* _Objective_
Check every line of the entries for "index", and copy the lines that hold it.

* _Data entries_
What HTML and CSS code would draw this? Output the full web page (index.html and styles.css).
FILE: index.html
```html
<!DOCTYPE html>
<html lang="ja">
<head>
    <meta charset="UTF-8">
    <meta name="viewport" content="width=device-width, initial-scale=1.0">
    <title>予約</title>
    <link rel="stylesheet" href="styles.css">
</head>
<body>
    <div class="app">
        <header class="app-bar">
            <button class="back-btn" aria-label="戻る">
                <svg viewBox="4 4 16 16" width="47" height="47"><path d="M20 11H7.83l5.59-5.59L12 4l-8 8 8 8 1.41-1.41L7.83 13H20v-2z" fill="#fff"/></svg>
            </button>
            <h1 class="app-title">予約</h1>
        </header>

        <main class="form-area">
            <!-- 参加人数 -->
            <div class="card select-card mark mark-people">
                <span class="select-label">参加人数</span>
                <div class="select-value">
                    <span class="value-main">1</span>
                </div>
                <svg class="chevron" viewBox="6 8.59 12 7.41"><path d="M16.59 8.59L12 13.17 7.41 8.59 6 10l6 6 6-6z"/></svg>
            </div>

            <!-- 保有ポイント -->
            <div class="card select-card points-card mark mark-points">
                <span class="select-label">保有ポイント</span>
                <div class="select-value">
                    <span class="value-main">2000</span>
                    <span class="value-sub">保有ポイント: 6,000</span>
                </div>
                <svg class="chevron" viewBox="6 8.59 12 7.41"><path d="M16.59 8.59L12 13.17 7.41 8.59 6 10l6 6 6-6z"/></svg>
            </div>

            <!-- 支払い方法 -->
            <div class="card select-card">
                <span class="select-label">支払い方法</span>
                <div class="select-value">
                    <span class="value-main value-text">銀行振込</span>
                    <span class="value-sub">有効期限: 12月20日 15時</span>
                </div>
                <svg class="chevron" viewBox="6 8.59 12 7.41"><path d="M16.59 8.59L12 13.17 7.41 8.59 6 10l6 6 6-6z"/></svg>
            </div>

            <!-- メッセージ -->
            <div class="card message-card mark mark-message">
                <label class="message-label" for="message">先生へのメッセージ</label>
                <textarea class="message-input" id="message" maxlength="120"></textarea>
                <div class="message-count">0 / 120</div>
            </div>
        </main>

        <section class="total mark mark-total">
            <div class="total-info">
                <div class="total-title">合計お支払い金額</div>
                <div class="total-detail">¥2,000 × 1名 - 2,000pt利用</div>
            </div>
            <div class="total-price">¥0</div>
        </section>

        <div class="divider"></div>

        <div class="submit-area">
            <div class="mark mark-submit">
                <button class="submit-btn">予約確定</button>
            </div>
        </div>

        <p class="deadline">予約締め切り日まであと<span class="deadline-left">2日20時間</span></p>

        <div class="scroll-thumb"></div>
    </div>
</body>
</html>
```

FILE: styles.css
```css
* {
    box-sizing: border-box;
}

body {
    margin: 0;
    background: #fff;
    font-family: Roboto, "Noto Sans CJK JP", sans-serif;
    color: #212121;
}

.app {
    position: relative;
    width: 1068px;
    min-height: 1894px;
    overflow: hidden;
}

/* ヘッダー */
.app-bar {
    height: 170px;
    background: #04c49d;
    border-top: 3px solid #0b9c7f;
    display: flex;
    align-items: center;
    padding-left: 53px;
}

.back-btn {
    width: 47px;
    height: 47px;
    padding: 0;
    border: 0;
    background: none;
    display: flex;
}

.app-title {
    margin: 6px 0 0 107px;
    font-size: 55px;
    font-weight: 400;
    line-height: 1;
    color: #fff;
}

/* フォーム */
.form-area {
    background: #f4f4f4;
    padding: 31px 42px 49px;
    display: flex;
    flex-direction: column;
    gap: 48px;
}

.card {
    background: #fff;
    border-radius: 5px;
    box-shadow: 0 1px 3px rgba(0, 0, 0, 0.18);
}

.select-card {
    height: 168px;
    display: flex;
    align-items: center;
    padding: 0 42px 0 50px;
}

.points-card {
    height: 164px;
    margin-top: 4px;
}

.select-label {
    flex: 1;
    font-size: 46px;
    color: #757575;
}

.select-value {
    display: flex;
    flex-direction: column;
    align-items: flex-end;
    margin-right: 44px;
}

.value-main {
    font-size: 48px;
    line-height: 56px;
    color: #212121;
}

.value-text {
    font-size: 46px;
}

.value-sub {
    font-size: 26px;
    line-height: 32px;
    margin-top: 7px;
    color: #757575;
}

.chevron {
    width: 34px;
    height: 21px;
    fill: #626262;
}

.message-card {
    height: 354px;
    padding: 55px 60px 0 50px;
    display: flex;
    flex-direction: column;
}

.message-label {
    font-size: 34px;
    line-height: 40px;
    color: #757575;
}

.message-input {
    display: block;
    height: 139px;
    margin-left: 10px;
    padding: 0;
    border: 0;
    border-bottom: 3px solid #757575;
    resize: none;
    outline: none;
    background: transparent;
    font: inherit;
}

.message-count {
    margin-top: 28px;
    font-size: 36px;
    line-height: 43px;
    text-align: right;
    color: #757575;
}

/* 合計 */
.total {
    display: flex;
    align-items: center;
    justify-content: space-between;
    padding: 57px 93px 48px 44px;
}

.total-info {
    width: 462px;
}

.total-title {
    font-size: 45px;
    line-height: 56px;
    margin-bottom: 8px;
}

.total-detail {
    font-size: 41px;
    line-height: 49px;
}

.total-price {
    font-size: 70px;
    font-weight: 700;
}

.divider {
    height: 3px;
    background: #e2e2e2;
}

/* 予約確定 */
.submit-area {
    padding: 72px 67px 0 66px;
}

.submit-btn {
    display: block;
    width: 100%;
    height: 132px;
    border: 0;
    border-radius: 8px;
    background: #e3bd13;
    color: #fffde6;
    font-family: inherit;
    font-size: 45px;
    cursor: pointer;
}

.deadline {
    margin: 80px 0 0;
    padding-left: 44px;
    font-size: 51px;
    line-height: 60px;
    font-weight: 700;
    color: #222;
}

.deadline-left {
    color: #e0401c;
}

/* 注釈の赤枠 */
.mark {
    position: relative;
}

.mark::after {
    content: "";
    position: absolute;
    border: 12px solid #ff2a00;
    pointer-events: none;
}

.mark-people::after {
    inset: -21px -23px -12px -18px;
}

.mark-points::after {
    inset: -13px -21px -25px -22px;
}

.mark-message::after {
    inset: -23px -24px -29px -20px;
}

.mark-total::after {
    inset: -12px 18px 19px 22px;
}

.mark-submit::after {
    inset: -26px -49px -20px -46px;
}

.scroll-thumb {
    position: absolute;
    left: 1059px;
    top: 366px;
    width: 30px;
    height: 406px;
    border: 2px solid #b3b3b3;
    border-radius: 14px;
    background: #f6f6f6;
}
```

---

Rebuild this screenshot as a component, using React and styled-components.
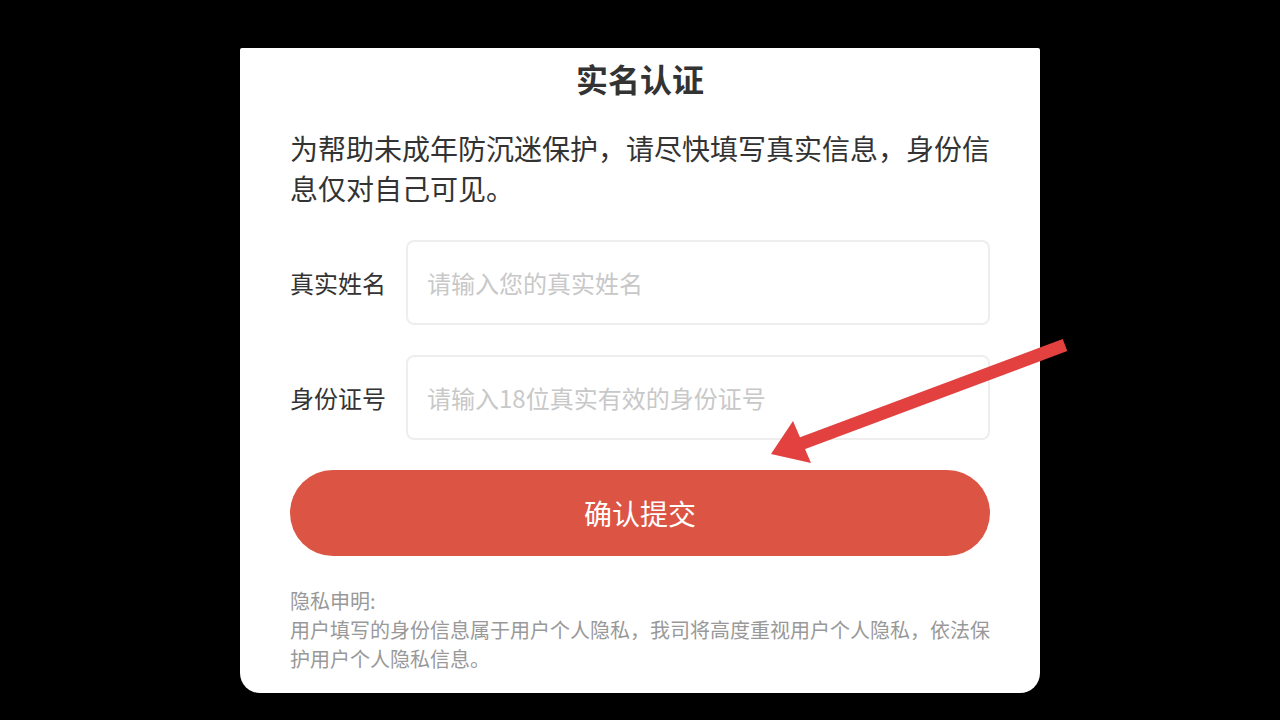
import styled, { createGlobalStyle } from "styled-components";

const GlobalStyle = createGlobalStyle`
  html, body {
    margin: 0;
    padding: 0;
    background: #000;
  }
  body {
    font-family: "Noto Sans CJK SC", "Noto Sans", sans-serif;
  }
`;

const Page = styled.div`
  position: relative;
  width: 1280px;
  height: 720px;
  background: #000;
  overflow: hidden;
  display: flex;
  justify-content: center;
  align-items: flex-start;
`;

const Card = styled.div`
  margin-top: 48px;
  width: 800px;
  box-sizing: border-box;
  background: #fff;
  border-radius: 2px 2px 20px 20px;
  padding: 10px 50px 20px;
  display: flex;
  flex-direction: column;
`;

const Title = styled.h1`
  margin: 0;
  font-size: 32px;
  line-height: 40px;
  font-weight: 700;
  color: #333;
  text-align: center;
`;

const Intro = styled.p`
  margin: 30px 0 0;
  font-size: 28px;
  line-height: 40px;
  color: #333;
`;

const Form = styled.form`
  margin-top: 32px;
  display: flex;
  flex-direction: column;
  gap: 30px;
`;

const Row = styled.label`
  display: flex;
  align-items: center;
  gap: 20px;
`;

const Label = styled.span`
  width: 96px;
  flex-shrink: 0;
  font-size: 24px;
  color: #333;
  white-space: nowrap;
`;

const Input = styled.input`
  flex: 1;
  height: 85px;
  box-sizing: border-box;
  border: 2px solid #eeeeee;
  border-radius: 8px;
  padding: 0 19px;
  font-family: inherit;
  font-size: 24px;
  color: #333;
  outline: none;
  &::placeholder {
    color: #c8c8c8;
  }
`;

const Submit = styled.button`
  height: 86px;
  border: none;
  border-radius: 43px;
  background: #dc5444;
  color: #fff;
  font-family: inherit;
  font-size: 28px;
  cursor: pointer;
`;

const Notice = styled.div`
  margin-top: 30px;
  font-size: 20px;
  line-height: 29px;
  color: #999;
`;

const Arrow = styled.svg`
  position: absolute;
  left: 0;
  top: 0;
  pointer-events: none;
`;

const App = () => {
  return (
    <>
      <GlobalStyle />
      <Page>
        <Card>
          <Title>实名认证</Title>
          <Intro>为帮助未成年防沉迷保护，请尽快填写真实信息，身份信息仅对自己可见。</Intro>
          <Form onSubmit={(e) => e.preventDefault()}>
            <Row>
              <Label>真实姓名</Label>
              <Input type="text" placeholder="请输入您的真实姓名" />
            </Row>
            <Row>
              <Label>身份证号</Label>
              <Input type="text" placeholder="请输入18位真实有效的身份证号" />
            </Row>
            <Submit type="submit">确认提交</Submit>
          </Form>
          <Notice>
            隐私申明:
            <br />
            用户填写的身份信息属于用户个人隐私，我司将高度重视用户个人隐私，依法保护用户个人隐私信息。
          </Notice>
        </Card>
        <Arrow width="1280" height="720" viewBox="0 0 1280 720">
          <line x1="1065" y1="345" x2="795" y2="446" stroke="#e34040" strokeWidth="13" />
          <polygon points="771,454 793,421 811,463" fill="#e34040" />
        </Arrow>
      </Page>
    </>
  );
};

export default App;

* _Output for this exercise_
What HTML and CSS code would draw this? Output the full web page (index.html and styles.css).
FILE: index.html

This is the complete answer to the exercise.